> [Your instructions]:
Calculate how many lines in the following records hold the word "styled", and report that number without comment.

> [Stored data]:

::::

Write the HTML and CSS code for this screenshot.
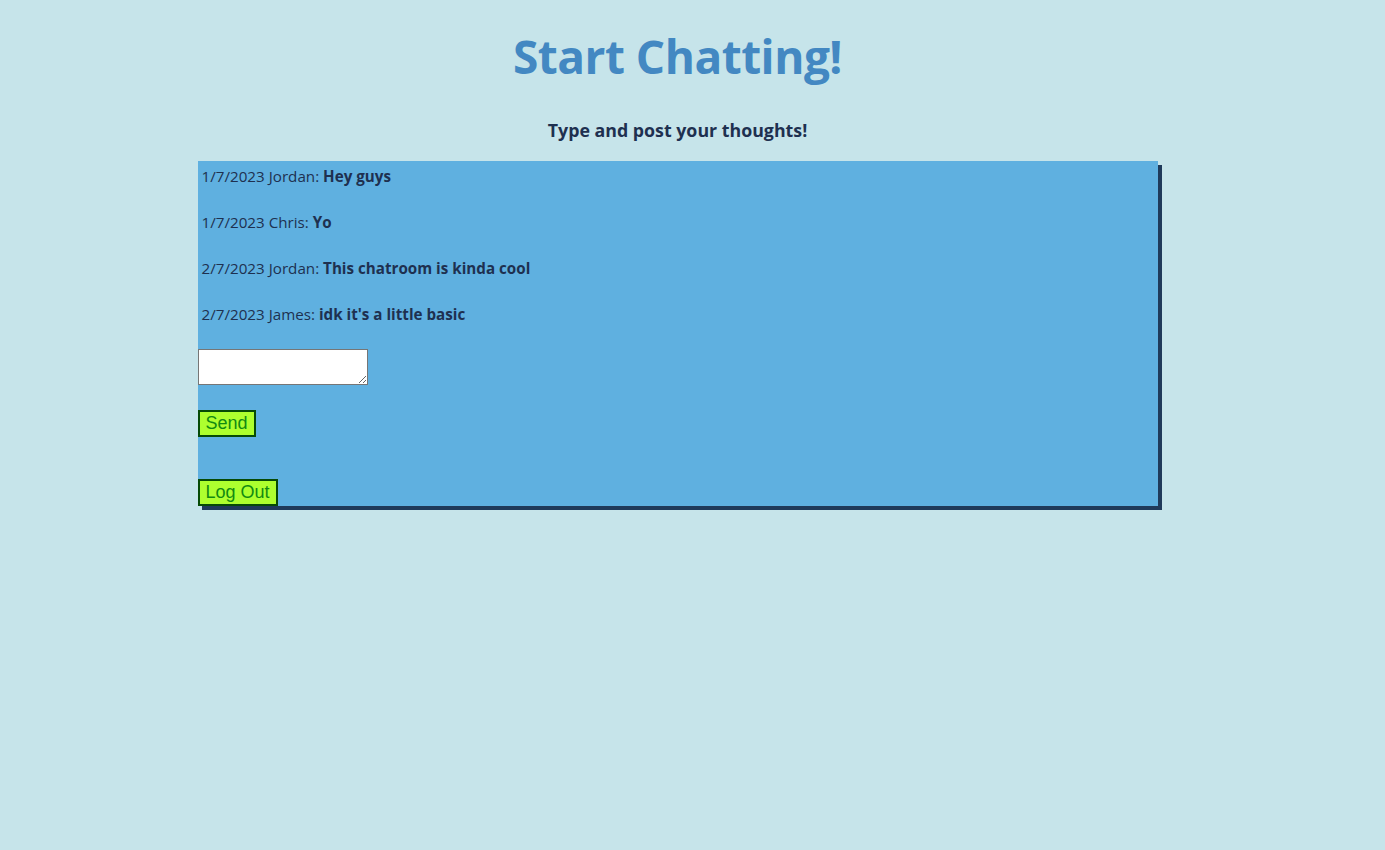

::::

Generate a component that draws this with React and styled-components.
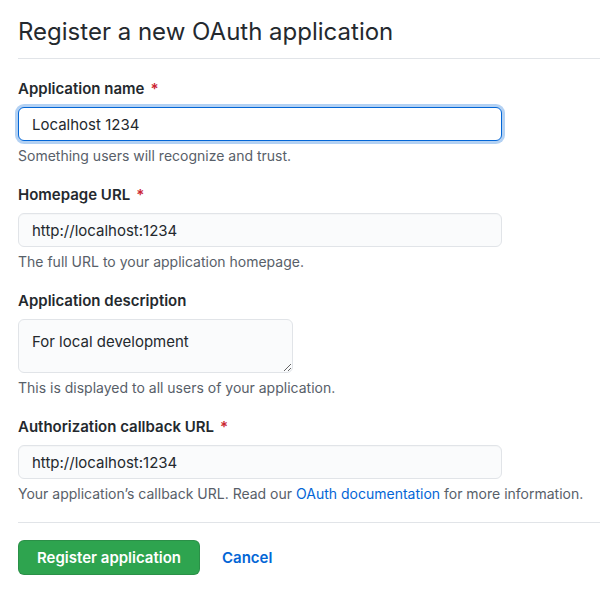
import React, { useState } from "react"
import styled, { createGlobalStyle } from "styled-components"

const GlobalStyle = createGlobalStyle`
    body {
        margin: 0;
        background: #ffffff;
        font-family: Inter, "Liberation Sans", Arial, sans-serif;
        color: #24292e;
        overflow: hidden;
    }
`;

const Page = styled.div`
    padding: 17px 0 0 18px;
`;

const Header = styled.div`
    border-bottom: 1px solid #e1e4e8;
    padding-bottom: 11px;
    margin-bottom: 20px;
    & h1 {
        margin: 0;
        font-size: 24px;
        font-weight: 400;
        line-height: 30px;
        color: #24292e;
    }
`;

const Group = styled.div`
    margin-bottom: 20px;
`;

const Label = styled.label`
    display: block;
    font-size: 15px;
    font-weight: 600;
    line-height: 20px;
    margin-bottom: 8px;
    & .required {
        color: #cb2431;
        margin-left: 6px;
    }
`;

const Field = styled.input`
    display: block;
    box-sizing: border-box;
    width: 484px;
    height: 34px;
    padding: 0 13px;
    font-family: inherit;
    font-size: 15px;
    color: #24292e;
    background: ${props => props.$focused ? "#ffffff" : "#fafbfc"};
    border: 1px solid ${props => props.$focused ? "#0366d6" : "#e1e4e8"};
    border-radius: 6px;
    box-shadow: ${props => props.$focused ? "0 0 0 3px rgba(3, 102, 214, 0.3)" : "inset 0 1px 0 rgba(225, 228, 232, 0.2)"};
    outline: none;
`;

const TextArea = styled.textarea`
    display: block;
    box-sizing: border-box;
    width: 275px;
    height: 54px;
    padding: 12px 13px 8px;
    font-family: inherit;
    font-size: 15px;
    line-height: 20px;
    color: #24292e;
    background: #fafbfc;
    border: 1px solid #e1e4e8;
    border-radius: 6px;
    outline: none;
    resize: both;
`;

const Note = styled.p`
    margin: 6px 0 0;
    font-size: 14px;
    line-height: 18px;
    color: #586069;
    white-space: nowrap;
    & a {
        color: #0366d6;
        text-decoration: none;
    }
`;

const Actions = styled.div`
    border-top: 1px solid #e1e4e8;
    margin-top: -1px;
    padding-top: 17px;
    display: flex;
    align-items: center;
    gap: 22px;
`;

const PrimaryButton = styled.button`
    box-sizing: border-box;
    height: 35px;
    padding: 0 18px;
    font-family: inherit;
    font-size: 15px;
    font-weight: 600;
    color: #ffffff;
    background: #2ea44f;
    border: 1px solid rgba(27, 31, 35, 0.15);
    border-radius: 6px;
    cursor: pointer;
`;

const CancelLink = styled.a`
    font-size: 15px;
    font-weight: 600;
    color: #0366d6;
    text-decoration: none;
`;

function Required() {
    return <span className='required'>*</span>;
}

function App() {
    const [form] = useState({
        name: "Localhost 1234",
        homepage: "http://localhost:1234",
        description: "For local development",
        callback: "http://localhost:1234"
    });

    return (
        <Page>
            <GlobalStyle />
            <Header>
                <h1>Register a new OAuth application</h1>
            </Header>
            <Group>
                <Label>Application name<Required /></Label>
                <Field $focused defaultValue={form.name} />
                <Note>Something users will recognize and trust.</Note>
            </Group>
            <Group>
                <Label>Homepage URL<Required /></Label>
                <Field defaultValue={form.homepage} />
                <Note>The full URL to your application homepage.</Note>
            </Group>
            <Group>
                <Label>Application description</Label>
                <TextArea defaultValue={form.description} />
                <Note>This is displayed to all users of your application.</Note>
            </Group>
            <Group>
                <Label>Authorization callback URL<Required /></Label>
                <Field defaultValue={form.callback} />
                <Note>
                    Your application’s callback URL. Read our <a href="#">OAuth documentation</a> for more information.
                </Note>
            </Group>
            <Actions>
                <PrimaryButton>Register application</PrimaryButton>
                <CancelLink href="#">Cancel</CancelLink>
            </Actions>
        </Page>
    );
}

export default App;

::::

> [Solved problem]:
12